## Set problem
Give the material once more, word for word, without any images.

^^^^

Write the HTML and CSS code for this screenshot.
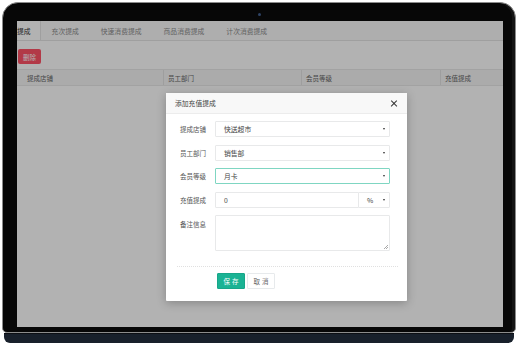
FILE: index.html
```html
<!DOCTYPE html>
<html lang="zh-CN">
<head>
  <meta charset="UTF-8">
  <meta name="viewport" content="width=device-width, initial-scale=1.0">
  <title>充值提成</title>
  <link rel="stylesheet" href="styles.css">
</head>
<body>
  <div class="laptop">
    <div class="bezel">
      <span class="camera"></span>
      <div class="screen">
        <div class="app">
          <div class="tabs">
            <div class="tab active">提成</div>
            <div class="tab">充次提成</div>
            <div class="tab">快速消费提成</div>
            <div class="tab">商品消费提成</div>
            <div class="tab">计次消费提成</div>
          </div>
          <div class="toolbar">
            <button class="btn-del">删除</button>
          </div>
          <div class="table-head">
            <div class="th first">提成店铺</div>
            <div class="th">员工部门</div>
            <div class="th">会员等级</div>
            <div class="th">充值提成</div>
          </div>
        </div>

        <div class="mask">
          <div class="dialog">
            <div class="dialog-header">添加充值提成<button class="close"></button></div>
            <div class="dialog-body">
              <div class="row">
                <label>提成店铺</label>
                <div class="select">快送超市</div>
              </div>
              <div class="row">
                <label>员工部门</label>
                <div class="select">销售部</div>
              </div>
              <div class="row">
                <label>会员等级</label>
                <div class="select focus">月卡</div>
              </div>
              <div class="row">
                <label>充值提成</label>
                <div class="input">0</div>
                <div class="select unit">%</div>
              </div>
              <div class="row top">
                <label>备注信息</label>
                <div class="textarea"></div>
              </div>
            </div>
            <div class="dialog-footer">
              <button class="btn btn-save">保存</button>
              <button class="btn btn-cancel">取消</button>
            </div>
          </div>
        </div>
      </div>
    </div>
    <div class="base"></div>
  </div>
</body>
</html>
```

FILE: styles.css
```css
  *{
    box-sizing: border-box;
  }
  body{
    margin: 0;
    background: #fff;
    font-family: "Noto Sans CJK SC", "Noto Sans", sans-serif;
  }
  .laptop{
    width: 518px;
    height: 343px;
    overflow: hidden;
  }
  .bezel{
    position: relative;
    width: 514px;
    height: 331px;
    margin: 2px 2px 0 2px;
    padding: 18px 12px 5px 14px;
    border: 1px solid #8c8c8c;
    border-radius: 16px 16px 5px 5px;
    background: #070707;
    box-shadow: inset -3px 0 0 #141414;
  }
  .camera{
    position: absolute;
    top: 10px;
    left: 255px;
    width: 3px;
    height: 3px;
    border-radius: 50%;
    background: #2f4466;
  }
  .base{
    height: 10px;
    margin: 0 4px;
    border-radius: 0 0 6px 6px;
    background: #18202b;
    border-top: 1px solid #0b0e13;
  }

  .screen{
    position: relative;
    width: 486px;
    height: 306px;
    overflow: hidden;
    background: #fff;
  }
  .tabs{
    display: flex;
    height: 20px;
    background: #fafafa;
    border-bottom: 1px solid #e4e4e4;
  }
  .tab{
    display: flex;
    align-items: center;
    padding: 0 11px;
    font-size: 6.8px;
    color: #8c8c8c;
  }
  .tab.active{
    padding: 0 9px 0 0;
    background: #fff;
    color: #333;
    border-right: 1px solid #e4e4e4;
  }
  .toolbar{
    padding: 8px 1px 0;
  }
  .btn-del{
    display: block;
    width: 23px;
    height: 15px;
    padding: 0;
    font-family: inherit;
    font-size: 6.5px;
    color: #fff;
    border: 0;
    border-radius: 2px;
    background: #ff5266;
  }
  .table-head{
    display: grid;
    grid-template-columns: 146px 138px 139px 1fr;
    height: 17px;
    margin-top: 5px;
    background: #f5f5f5;
    border-top: 1px solid #e8e8e8;
    border-bottom: 1px solid #e8e8e8;
  }
  .th{
    display: flex;
    align-items: center;
    padding-left: 4px;
    font-size: 6.5px;
    color: #666;
    border-left: 1px solid #e2e2e2;
  }
  .th.first{
    padding-left: 10px;
    border-left: 0;
  }

  .mask{
    position: absolute;
    top: 0;
    right: 0;
    bottom: 0;
    left: 0;
    padding: 72px 0 0 149px;
    background-color: rgba(0, 0, 0, 0.3);
  }
  .dialog{
    width: 241px;
    height: 208px;
    background: #fff;
    border-radius: 1px;
    box-shadow: 0 2px 10px rgba(0, 0, 0, 0.25);
  }
  .dialog-header{
    display: flex;
    align-items: center;
    height: 21px;
    padding: 0 9px;
    font-size: 6.8px;
    color: #444;
    background: #f8f8f8;
    border-bottom: 1px solid #ececec;
  }
  .dialog-header .close{
    position: relative;
    margin-left: auto;
    width: 7px;
    height: 7px;
    padding: 0;
    border: 0;
    background: none;
  }
  .dialog-header .close::before,
  .dialog-header .close::after{
    content: '';
    position: absolute;
    top: 3px;
    left: -1px;
    width: 8px;
    height: 1.2px;
    background-color: #333;
    transform: rotate(45deg);
  }
  .dialog-header .close::after{
    transform: rotate(-45deg);
  }
  .dialog-body{
    padding: 7px 17px 0 14px;
  }
  .row{
    display: flex;
    align-items: center;
    margin-bottom: 7.5px;
  }
  .row.top{
    align-items: flex-start;
    margin-bottom: 0;
  }
  .row label{
    width: 35px;
    flex: none;
    font-size: 6.5px;
    color: #555;
  }
  .row.top label{
    padding-top: 4px;
  }
  .select,
  .input{
    position: relative;
    flex: 1;
    display: flex;
    align-items: center;
    height: 16px;
    padding-left: 8px;
    font-size: 6.8px;
    color: #444;
    border: 1px solid #e8e9ea;
    border-radius: 1px;
  }
  .select::after{
    content: '';
    position: absolute;
    right: 4px;
    top: 6px;
    border-left: 1.5px solid transparent;
    border-right: 1.5px solid transparent;
    border-top: 2.5px solid #333;
  }
  .select.focus{
    border-color: #7fd6c2;
  }
  .select.unit{
    flex: none;
    width: 32px;
    margin-left: -1px;
  }
  .textarea{
    position: relative;
    flex: 1;
    height: 36px;
    border: 1px solid #e8e9ea;
    border-radius: 1px;
  }
  .textarea::after{
    content: '';
    position: absolute;
    right: 1px;
    bottom: 1px;
    width: 4px;
    height: 4px;
    background: linear-gradient(135deg, transparent 45%, #aaa 45%, #aaa 55%, transparent 55%, transparent 75%, #aaa 75%, #aaa 85%, transparent 85%);
  }
  .dialog-footer{
    display: flex;
    margin: 15px 9px 0 11px;
    padding: 6px 0 0 40px;
    border-top: 1px dotted #e0e0e0;
  }
  .btn{
    height: 16px;
    padding: 0;
    font-family: inherit;
    font-size: 6.5px;
    letter-spacing: 2px;
    text-indent: 2px;
    border-radius: 1px;
  }
  .btn-save{
    width: 28px;
    color: #fff;
    border: 1px solid #18a689;
    background-color: #1ab394;
  }
  .btn-cancel{
    width: 28px;
    margin-left: 2px;
    color: #666;
    border: 1px solid #e7eaec;
    background-color: #fff;
  }
```
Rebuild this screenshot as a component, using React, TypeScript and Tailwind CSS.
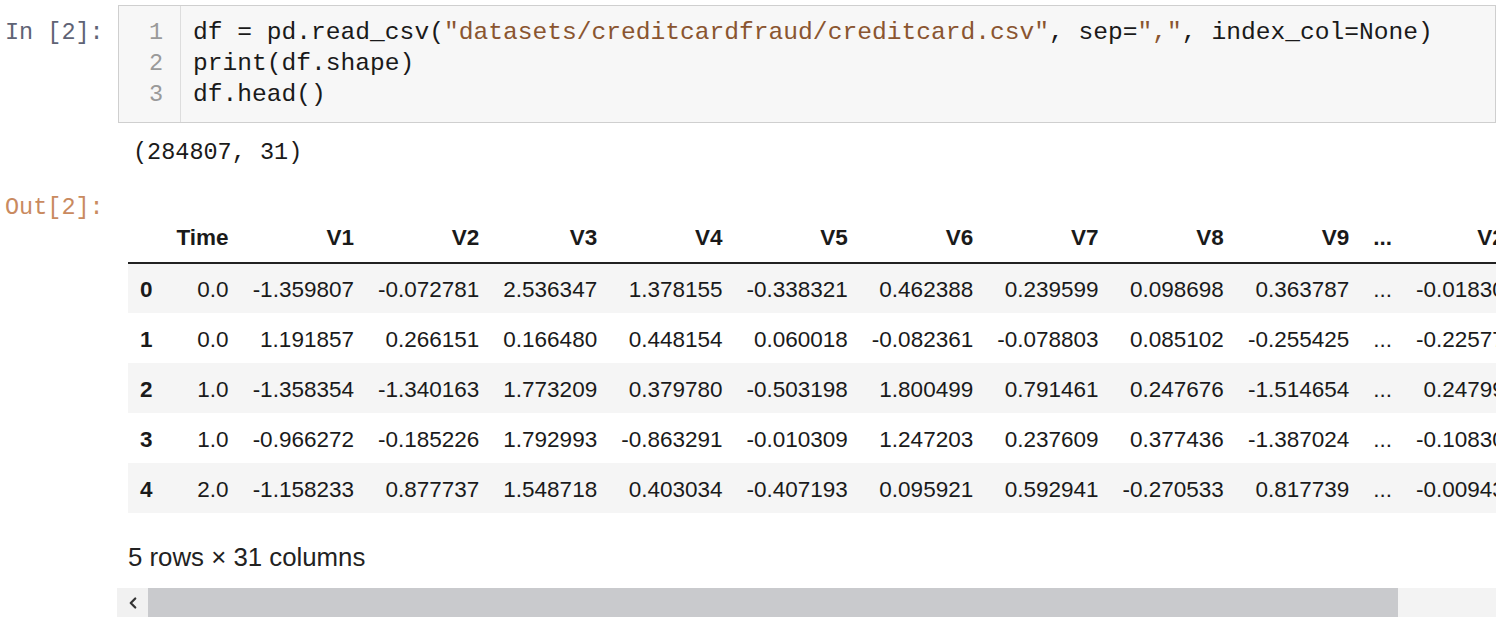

^^^^

## Exercise answer
Write the HTML and CSS code for this screenshot.
FILE: index.html
```html
<!DOCTYPE html>
<html lang="zh-CN">
<head>
  <meta charset="UTF-8">
  <meta name="viewport" content="width=device-width, initial-scale=1.0">
  <title>充值提成</title>
  <link rel="stylesheet" href="styles.css">
</head>
<body>
  <div class="laptop">
    <div class="bezel">
      <span class="camera"></span>
      <div class="screen">
        <div class="app">
          <div class="tabs">
            <div class="tab active">提成</div>
            <div class="tab">充次提成</div>
            <div class="tab">快速消费提成</div>
            <div class="tab">商品消费提成</div>
            <div class="tab">计次消费提成</div>
          </div>
          <div class="toolbar">
            <button class="btn-del">删除</button>
          </div>
          <div class="table-head">
            <div class="th first">提成店铺</div>
            <div class="th">员工部门</div>
            <div class="th">会员等级</div>
            <div class="th">充值提成</div>
          </div>
        </div>

        <div class="mask">
          <div class="dialog">
            <div class="dialog-header">添加充值提成<button class="close"></button></div>
            <div class="dialog-body">
              <div class="row">
                <label>提成店铺</label>
                <div class="select">快送超市</div>
              </div>
              <div class="row">
                <label>员工部门</label>
                <div class="select">销售部</div>
              </div>
              <div class="row">
                <label>会员等级</label>
                <div class="select focus">月卡</div>
              </div>
              <div class="row">
                <label>充值提成</label>
                <div class="input">0</div>
                <div class="select unit">%</div>
              </div>
              <div class="row top">
                <label>备注信息</label>
                <div class="textarea"></div>
              </div>
            </div>
            <div class="dialog-footer">
              <button class="btn btn-save">保存</button>
              <button class="btn btn-cancel">取消</button>
            </div>
          </div>
        </div>
      </div>
    </div>
    <div class="base"></div>
  </div>
</body>
</html>
```

FILE: styles.css
```css
  *{
    box-sizing: border-box;
  }
  body{
    margin: 0;
    background: #fff;
    font-family: "Noto Sans CJK SC", "Noto Sans", sans-serif;
  }
  .laptop{
    width: 518px;
    height: 343px;
    overflow: hidden;
  }
  .bezel{
    position: relative;
    width: 514px;
    height: 331px;
    margin: 2px 2px 0 2px;
    padding: 18px 12px 5px 14px;
    border: 1px solid #8c8c8c;
    border-radius: 16px 16px 5px 5px;
    background: #070707;
    box-shadow: inset -3px 0 0 #141414;
  }
  .camera{
    position: absolute;
    top: 10px;
    left: 255px;
    width: 3px;
    height: 3px;
    border-radius: 50%;
    background: #2f4466;
  }
  .base{
    height: 10px;
    margin: 0 4px;
    border-radius: 0 0 6px 6px;
    background: #18202b;
    border-top: 1px solid #0b0e13;
  }

  .screen{
    position: relative;
    width: 486px;
    height: 306px;
    overflow: hidden;
    background: #fff;
  }
  .tabs{
    display: flex;
    height: 20px;
    background: #fafafa;
    border-bottom: 1px solid #e4e4e4;
  }
  .tab{
    display: flex;
    align-items: center;
    padding: 0 11px;
    font-size: 6.8px;
    color: #8c8c8c;
  }
  .tab.active{
    padding: 0 9px 0 0;
    background: #fff;
    color: #333;
    border-right: 1px solid #e4e4e4;
  }
  .toolbar{
    padding: 8px 1px 0;
  }
  .btn-del{
    display: block;
    width: 23px;
    height: 15px;
    padding: 0;
    font-family: inherit;
    font-size: 6.5px;
    color: #fff;
    border: 0;
    border-radius: 2px;
    background: #ff5266;
  }
  .table-head{
    display: grid;
    grid-template-columns: 146px 138px 139px 1fr;
    height: 17px;
    margin-top: 5px;
    background: #f5f5f5;
    border-top: 1px solid #e8e8e8;
    border-bottom: 1px solid #e8e8e8;
  }
  .th{
    display: flex;
    align-items: center;
    padding-left: 4px;
    font-size: 6.5px;
    color: #666;
    border-left: 1px solid #e2e2e2;
  }
  .th.first{
    padding-left: 10px;
    border-left: 0;
  }

  .mask{
    position: absolute;
    top: 0;
    right: 0;
    bottom: 0;
    left: 0;
    padding: 72px 0 0 149px;
    background-color: rgba(0, 0, 0, 0.3);
  }
  .dialog{
    width: 241px;
    height: 208px;
    background: #fff;
    border-radius: 1px;
    box-shadow: 0 2px 10px rgba(0, 0, 0, 0.25);
  }
  .dialog-header{
    display: flex;
    align-items: center;
    height: 21px;
    padding: 0 9px;
    font-size: 6.8px;
    color: #444;
    background: #f8f8f8;
    border-bottom: 1px solid #ececec;
  }
  .dialog-header .close{
    position: relative;
    margin-left: auto;
    width: 7px;
    height: 7px;
    padding: 0;
    border: 0;
    background: none;
  }
  .dialog-header .close::before,
  .dialog-header .close::after{
    content: '';
    position: absolute;
    top: 3px;
    left: -1px;
    width: 8px;
    height: 1.2px;
    background-color: #333;
    transform: rotate(45deg);
  }
  .dialog-header .close::after{
    transform: rotate(-45deg);
  }
  .dialog-body{
    padding: 7px 17px 0 14px;
  }
  .row{
    display: flex;
    align-items: center;
    margin-bottom: 7.5px;
  }
  .row.top{
    align-items: flex-start;
    margin-bottom: 0;
  }
  .row label{
    width: 35px;
    flex: none;
    font-size: 6.5px;
    color: #555;
  }
  .row.top label{
    padding-top: 4px;
  }
  .select,
  .input{
    position: relative;
    flex: 1;
    display: flex;
    align-items: center;
    height: 16px;
    padding-left: 8px;
    font-size: 6.8px;
    color: #444;
    border: 1px solid #e8e9ea;
    border-radius: 1px;
  }
  .select::after{
    content: '';
    position: absolute;
    right: 4px;
    top: 6px;
    border-left: 1.5px solid transparent;
    border-right: 1.5px solid transparent;
    border-top: 2.5px solid #333;
  }
  .select.focus{
    border-color: #7fd6c2;
  }
  .select.unit{
    flex: none;
    width: 32px;
    margin-left: -1px;
  }
  .textarea{
    position: relative;
    flex: 1;
    height: 36px;
    border: 1px solid #e8e9ea;
    border-radius: 1px;
  }
  .textarea::after{
    content: '';
    position: absolute;
    right: 1px;
    bottom: 1px;
    width: 4px;
    height: 4px;
    background: linear-gradient(135deg, transparent 45%, #aaa 45%, #aaa 55%, transparent 55%, transparent 75%, #aaa 75%, #aaa 85%, transparent 85%);
  }
  .dialog-footer{
    display: flex;
    margin: 15px 9px 0 11px;
    padding: 6px 0 0 40px;
    border-top: 1px dotted #e0e0e0;
  }
  .btn{
    height: 16px;
    padding: 0;
    font-family: inherit;
    font-size: 6.5px;
    letter-spacing: 2px;
    text-indent: 2px;
    border-radius: 1px;
  }
  .btn-save{
    width: 28px;
    color: #fff;
    border: 1px solid #18a689;
    background-color: #1ab394;
  }
  .btn-cancel{
    width: 28px;
    margin-left: 2px;
    color: #666;
    border: 1px solid #e7eaec;
    background-color: #fff;
  }
```
Rebuild this screenshot as a component, using React, TypeScript and Tailwind CSS.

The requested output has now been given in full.